Messianismo inflacionista e dissonância cognitiva

Os Seekers tinham certeza que o mundo acabaria no dia 21 de dezembro de 1954. A profecia tinha sido revelada a Dorothy Martin (1900-1992), uma dona de casa do subúrbio de Chicago, que recebia as mensagens e sinais diretamente de um planeta chamado Clarion. Os membros dos Seekers conseguiram formar um sistema sofisticado de crenças. Detalhes de como seria o apocalipse, as razões para seu acontecimento e como escapar do desastre quando o dia chegasse. Esperavam que uma grande astronave viesse à Terra para o resgate dos membros do grupo. Neste dia, deveriam remover todas as peças metálicas do corpo, como zíperes e botões, e esperar para que enfim fossem salvos.

Passado o dia final, nada do que acreditavam aconteceu. Diante de um grupo atônito de crentes, sua líder logo informou que acabara de receber uma nova mensagem vindo do planeta Clarion explicando que, devido à fé inabalável do grupo, decidiu-se que todos seriam salvos e que por isso o mundo inteiro fora poupado de seu fim trágico. A refutação da profecia, ao invés de gerar a descrença e a reanálise pelo grupo, tornou-o mais forte e coeso.

O caso dos Seekers foi usado como material de estudo pelo psicólogo Leon Festinger (1919-1989) e seus colegas para explicar o fenômeno da dissonância cognitiva. Para que grupos e indivíduos não percam sua coerência interna, quando uma forte crença é confrontada com evidências contraditórias e provada errada, ao invés de ser reformulada, ela se torna mais forte. Sua conclusão é que refutação não gera o abandono e a revisão das crenças, mas sim sua reestruturação e consolidação.

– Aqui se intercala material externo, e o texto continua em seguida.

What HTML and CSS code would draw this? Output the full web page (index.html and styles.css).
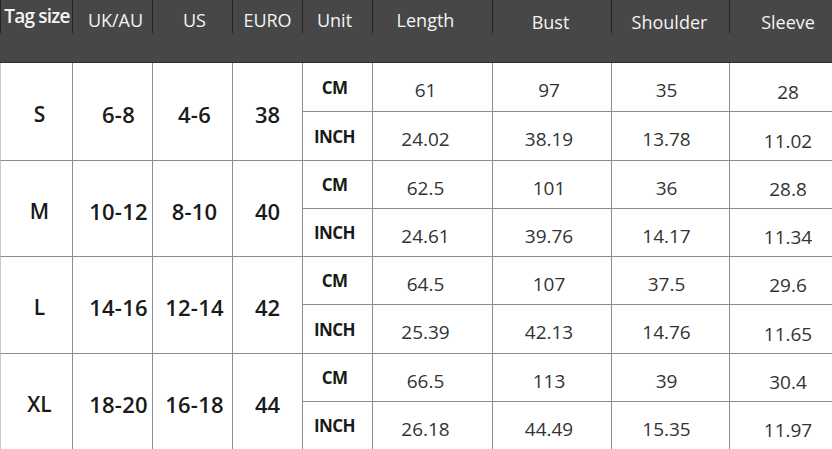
FILE: index.html
```html
<!DOCTYPE html>
<html lang="en">
<head>
<meta charset="utf-8">
<title>Size chart</title>
<link rel="stylesheet" href="styles.css">
</head>
<body>
<div class="chart">
  <div class="head">
    <div class="head-labels">
      <div class="hl hl-tag">Tag size</div>
      <div class="hl hl-uk">UK/AU</div>
      <div class="hl hl-us">US</div>
      <div class="hl">EURO</div>
      <div class="hl hl-unit">Unit</div>
      <div class="hl hl-len">Length</div>
      <div class="hl hl-low hl-bust">Bust</div>
      <div class="hl hl-low hl-sh">Shoulder</div>
      <div class="hl hl-low hl-sl">Sleeve</div>
    </div>
    <div class="head-band"></div>
  </div>
  <div class="grid">
    <div class="c sz tag r1">S</div><div class="c sz uk r1">6-8</div><div class="c sz us r1">4-6</div><div class="c sz eu r1">38</div>
    <div class="c unit r1">CM</div><div class="c n len r1">61</div><div class="c n bust r1">97</div><div class="c n sh r1">35</div><div class="c n sl r1">28</div>
    <div class="c unit r2">INCH</div><div class="c n len r2">24.02</div><div class="c n bust r2">38.19</div><div class="c n sh r2">13.78</div><div class="c n sl r2">11.02</div>

    <div class="c sz tag">M</div><div class="c sz uk">10-12</div><div class="c sz us">8-10</div><div class="c sz eu">40</div>
    <div class="c unit">CM</div><div class="c n len">62.5</div><div class="c n bust">101</div><div class="c n sh">36</div><div class="c n sl">28.8</div>
    <div class="c unit">INCH</div><div class="c n len">24.61</div><div class="c n bust">39.76</div><div class="c n sh">14.17</div><div class="c n sl">11.34</div>

    <div class="c sz tag">L</div><div class="c sz uk">14-16</div><div class="c sz us">12-14</div><div class="c sz eu">42</div>
    <div class="c unit">CM</div><div class="c n len">64.5</div><div class="c n bust">107</div><div class="c n sh">37.5</div><div class="c n sl">29.6</div>
    <div class="c unit">INCH</div><div class="c n len">25.39</div><div class="c n bust">42.13</div><div class="c n sh">14.76</div><div class="c n sl">11.65</div>

    <div class="c sz tag last">XL</div><div class="c sz uk last">18-20</div><div class="c sz us last">16-18</div><div class="c sz eu last">44</div>
    <div class="c unit">CM</div><div class="c n len">66.5</div><div class="c n bust">113</div><div class="c n sh">39</div><div class="c n sl">30.4</div>
    <div class="c unit last">INCH</div><div class="c n len last">26.18</div><div class="c n bust last">44.49</div><div class="c n sh last">15.35</div><div class="c n sl last">11.97</div>
  </div>
</div>
</body>
</html>
```

FILE: styles.css
```css
* { box-sizing: border-box; }
html, body { margin: 0; padding: 0; background: #fff; }
body { width: 832px; height: 449px; overflow: hidden; font-family: "Open Sans", "Liberation Sans", sans-serif; }

.chart { width: 832px; }

.head { background: #474747; height: 63px; border-bottom: 1px solid #2e2e2e; }
.head-labels {
  display: grid;
  grid-template-columns: 72px 80px 80px 70px 70px 120px 119px 118px 103px;
  height: 33px;
}
.hl {
  border-left: 1px solid #242424;
  color: #f4f4f4;
  font-size: 18px;
  font-weight: 500;
  line-height: 18px;
  text-align: center;
  padding-top: 11px;
  white-space: nowrap;
}
.hl-tag { font-weight: 600; font-size: 19px; letter-spacing: -0.8px; padding-top: 7px; padding-left: 1px; }
.hl-uk { padding-left: 6px; }
.hl-us { padding-left: 4px; }
.hl-unit { padding-right: 6px; }
.hl-len { padding-right: 14px; }
.hl-low { padding-top: 13px; }
.hl-bust { padding-right: 3px; }
.hl-sh { padding-right: 2px; }
.hl-sl { padding-left: 14px; }

.grid {
  display: grid;
  grid-template-columns: 72px 80px 80px 70px 70px 120px 119px 118px 103px;
  grid-template-rows: 49px 49px 48px 48px 48px 49px 48px 47px;
}
.c {
  border-left: 1px solid #8c8c8c;
  border-bottom: 1px solid #8c8c8c;
  display: flex;
  align-items: center;
  justify-content: center;
  white-space: nowrap;
}
.c.last { border-bottom: none; }
.tag { border-left-color: #c8c8c8; }

.sz {
  grid-row: span 2;
  font-weight: 600;
  font-size: 22px;
  color: #1a1a1a;
  padding-top: 4px;
}
.tag { padding-left: 6px; font-size: 21px; }
.uk { padding-left: 12px; letter-spacing: 0.2px; }
.us { padding-left: 4px; letter-spacing: 0.2px; }

.unit {
  font-weight: 700;
  font-size: 17px;
  letter-spacing: -0.6px;
  color: #1a1a1a;
  padding-right: 6px;
}

.n {
  font-size: 19px;
  color: #333;
  padding-top: 6px;
  letter-spacing: 0;
}
.len { padding-right: 14px; }
.bust { padding-right: 6px; }
.sh { padding-right: 8px; }
.sl { padding-left: 14px; padding-top: 9px; }
```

Os Seekers eram, até certo ponto, inofensivos. O problema ocorre quando grupos políticos e religiosos messiânicos se apropriam do aparato estatal para impor uma visão de mundo irrefutável. Pensei nos Seekers e nas explicações do Dr. Leon quando vi o novo produto que acaba de ser lançado no mercado de ideias brasileiro. Se chama Manifesto Brasil Nação e promete tornar o Brasil great again, ou, em suas palavras, “ajudar a refundar o Brasil” e “unir os brasileiros em torno da ideia de nação e desenvolvimento”.

O Manifesto será vendido e distribuído com mais força na arena política de 2018, mas já foi lançado no 55º Congresso da União Nacional dos Estudantes (UNE), devidamente subscrito por intelectuais e figuras públicas[1]. Parece novo, mas não passa da compilação de algumas ideias antigas embrulhadas com uma cara nova. Um documento que mistura a descrição de uma realidade apocalíptica com a promessa de um futuro grandioso.

Seus cinco pontos fundamentais são paráfrases de tudo que já foi testado em nosso solo em matéria de política econômica. Só não chamaram de Nova Matriz Econômica porque este nome é muito 2010 ou talvez porque seu principal implementador, Guido Mantega, esteja enfrentando problemas para explicar por que, nos seus investimentos privados, acreditou na matriz econômica muito velha da Suíça ao depositar US$ 600 mil num banco de lá.

Agora que seu dono celebrou acordo de delação premiada com o Ministério Público Federal, a JBS parou de imprimir o nome da marca na etiqueta de seus produtos. Compreensível. Depois de anos construindo a marca Friboi, sua carne agora vem com o gosto da boca fechada de Eduardo Cunha. Mas o que fazer com uma ideia política quando é refutada e perde seu apelo inicial? Não é possível simplesmente encontrar uma embalagem nova, como foi feito no caso da JBS.

Durante algum tempo, a nova matriz tinha ficado órfã e não encontrava palanque quando a própria Dilma Rousseff constatara seu fracasso. Mas estava incubada, esperando alguém para adotá-la e colocar-lhe uma roupa nova. Querem baixar os juros sem explicar como isso não geraria mais inflação; querem aumentar os impostos para “mais ricos” sem entender a complexidade de nosso sistema tributário; querem controlar os gastos públicos, sem mexer nos altos salários e nas aposentadorias da elite do funcionalismo público. Querem, no fim, embalar com uma roupagem nova uma ideia velha e que não deu certo. Evitam falar em mudanças estruturais e com um alto custo político.  Não se engane, quem subscreve ao Manifesto só está tentando vender mais um pacote novo de ideias vencidas.